The rise of artificial intelligence accelerates the need for integrated thinking. AI systems themselves are catalysts for breaking down rigid intellectual barriers by synthesising knowledge across fields. For instance, advanced AI tools enable professionals in design, finance, engineering and healthcare to access broad repositories of knowledge that were previously siloed in domain-specific communities.
Yet AI also highlights what is lost when thinking remains compartmentalised: an AI strategy confined to a technology team without business, ethical and regulatory input can misfire or fail to create strategic value. Organisations that leverage AI for lateral problem-solving and multidisciplinary collaboration gain a competitive advantage.
Moving away from siloed thinking is not simple.
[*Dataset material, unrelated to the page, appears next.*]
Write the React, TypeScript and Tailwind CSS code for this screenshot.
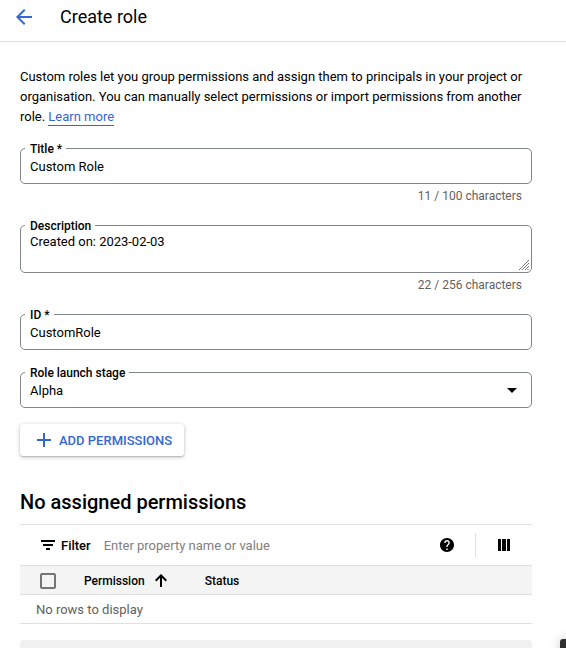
import type { ReactNode } from "react";

function Field({ label, className, children }: { label: string; className: string; children: ReactNode }) {
  return (
    <div className={`relative flex w-[512px] rounded-[5px] border border-[#80868b] px-[9px] ${className}`}>
      <span className="absolute -top-2 left-1 bg-white pr-1 pl-[5px] text-[12px] leading-4 font-medium tracking-[-0.01px] whitespace-nowrap">
        {label}
      </span>
      {children}
    </div>
  );
}

export default function App() {
  return (
    <div className="relative h-[648px] w-[566px] overflow-hidden bg-white font-['Roboto',sans-serif] text-[13px] leading-5 text-black">
      <header className="flex h-[42px] items-start border-b border-[#e0e0e0] pl-3">
        <svg className="mt-[5px] h-6 w-6" viewBox="0 0 24 24" fill="#3367d6">
          <path d="M20 11H7.83l5.59-5.59L12 4l-8 8 8 8 1.41-1.41L7.83 13H20v-2z" />
        </svg>
        <h1 className="mt-[5px] ml-6 text-[18px] leading-6">Create role</h1>
      </header>

      <main className="px-5 pt-[25px]">
        <p className="w-[512px] text-[13px] leading-5 tracking-[-0.008px]">
          Custom roles let you group permissions and assign them to principals in your project or
          organisation. You can manually select permissions or import permissions from another role.{" "}
          <a className="border-b border-[#3367d6] pb-px text-[#3367d6]">Learn more</a>
        </p>

        <Field label="Title *" className="mt-[21px] h-9 items-center pt-[2px]">
          <span>Custom Role</span>
        </Field>
        <div className="mt-1 w-[502px] text-right text-[12px] leading-4 text-[#616161]">11 / 100 characters</div>

        <Field label="Description" className="mt-[21px] h-12 items-start pt-[6px]">
          <span className="tracking-[-0.02px]">Created on: 2023-02-03</span>
          <svg className="absolute right-[2px] bottom-[2px] h-[10px] w-[10px]" viewBox="0 0 10 10" stroke="#777" strokeWidth="1" fill="none">
            <path d="M0 10L10 0M3 10l7-7M6 10l4-4M8.500 10l1.500-1.500" />
          </svg>
        </Field>
        <div className="mt-1 w-[502px] text-right text-[12px] leading-4 text-[#616161]">22 / 256 characters</div>

        <Field label="ID *" className="mt-[21px] h-9 items-center pt-[2px]">
          <span>CustomRole</span>
        </Field>
        <Field label="Role launch stage" className="mt-[22px] h-9 items-center justify-between pt-[2px]">
          <span>Alpha</span>
          <svg className="mr-[5px] mb-[2px] h-[5px] w-[10px]" viewBox="0 0 10 5">
            <path d="M0 0h10L5 5z" />
          </svg>
        </Field>

        <button className="mt-4 flex h-8 w-[164px] items-center rounded-[3px] bg-white pl-[17px] font-medium text-[#3367d6] shadow-[0_1px_4px_rgba(0,0,0,0.24),0_1px_1px_rgba(0,0,0,0.16)]">
          <svg className="h-[14px] w-[14px]" viewBox="0 0 14 14" fill="#3367d6">
            <path d="M6 0h2v6h6v2H8v6H6V8H0V6h6z" />
          </svg>
          <span className="ml-2 pt-[2px] whitespace-nowrap">ADD PERMISSIONS</span>
        </button>

        <h2 className="mt-[34px] text-[20px] leading-6 font-medium">No assigned permissions</h2>

        <section className="mt-[10px] w-[512px] border-t border-[#e0e0e0]">
          <div className="flex h-[41px] items-center border-b border-[#e0e0e0] pl-[21px]">
            <svg className="h-[10px] w-[14px]" viewBox="0 0 14 10">
              <path d="M0 0h14v2H0zM2 4h10v2H2zM5 8h4v2H5z" />
            </svg>
            <span className="ml-[6px] pt-[2px] font-medium">Filter</span>
            <span className="ml-[13px] flex-1 pt-[2px] text-[#808080]">Enter property name or value</span>
            <svg className="h-[14px] w-[14px]" viewBox="2 2 20 20">
              <path d="M12 2C6.48 2 2 6.48 2 12s4.48 10 10 10 10-4.48 10-10S17.52 2 12 2zm1 17h-2v-2h2v2zm2.07-7.75l-.9.92C13.45 12.9 13 13.5 13 15h-2v-.5c0-1.1.45-2.1 1.17-2.83l1.24-1.26c.37-.36.59-.86.59-1.41 0-1.1-.9-2-2-2s-2 .9-2 2H8c0-2.21 1.79-4 4-4s4 1.79 4 4c0 .88-.36 1.68-.93 2.25z" />
            </svg>
            <div className="ml-[21px] h-6 w-px bg-[#e0e0e0]" />
            <svg className="mr-[22px] ml-[22px] h-3 w-3" viewBox="0 0 12 12">
              <path d="M0 0h3v12H0zM4 0h4v12H4zM9 0h3v12H9z" />
            </svg>
          </div>
          <div className="flex h-[29px] items-center border-b border-[#e0e0e0] bg-[#f4f4f4] pl-5 text-[12px] font-medium">
            <div className="mt-px h-4 w-4 rounded-[2px] border-2 border-[#757575]" />
            <span className="ml-7 pt-[2px]">Permission</span>
            <svg className="ml-[10px] h-[13px] w-3" viewBox="0 0 12 13" fill="none" stroke="black" strokeWidth="2">
              <path d="M6 13V1.5M.7 6.7L6 1.4l5.3 5.3" />
            </svg>
            <span className="ml-[38px] pt-[2px]">Status</span>
          </div>
          <div className="flex h-[29px] items-center border-b border-[#e0e0e0] pt-[2px] pl-4 text-[#616161]">No rows to display</div>
        </section>

        <div className="mt-4 h-8 w-[512px] rounded-[4px] bg-[#f1f1f1]" />
      </main>

      <div className="absolute top-[639px] left-[560px] h-10 w-10 rounded-[3px] bg-[#303030] shadow-[0_0_12px_rgba(0,0,0,0.2)]" />
    </div>
  );
}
It requires cultural change, leadership commitment, structural adjustments, and new performance incentives. Leaders must model integrated behaviour, reward cross-unit collaboration, and build trust across hierarchies. Too often, organisations maintain legacy reporting lines and siloed incentives, which undermine efforts to integrate.
Organisations that successfully embrace integrated thinking become more resilient, adaptive, and purpose-driven. They are better positioned to respond to disruption, navigate complex stakeholder landscapes, and sustain innovation. More importantly, integrated thinking fosters environments where people see their roles in relation to the organisation’s mission and are motivated to contribute to shared outcomes.
Siloed thinking is no longer an asset; it is a liability in a world defined by complexity and hyperconnectivity. The capacity to understand how parts fit into a whole — whether in business models, strategic planning, or civic policy — is what will separate resilient organisations from those that buckle under volatility. Integrated thinking is not just a management trend; it is a fundamental shift in how we understand problems, make decisions, and create sustainable value in an interconnected world.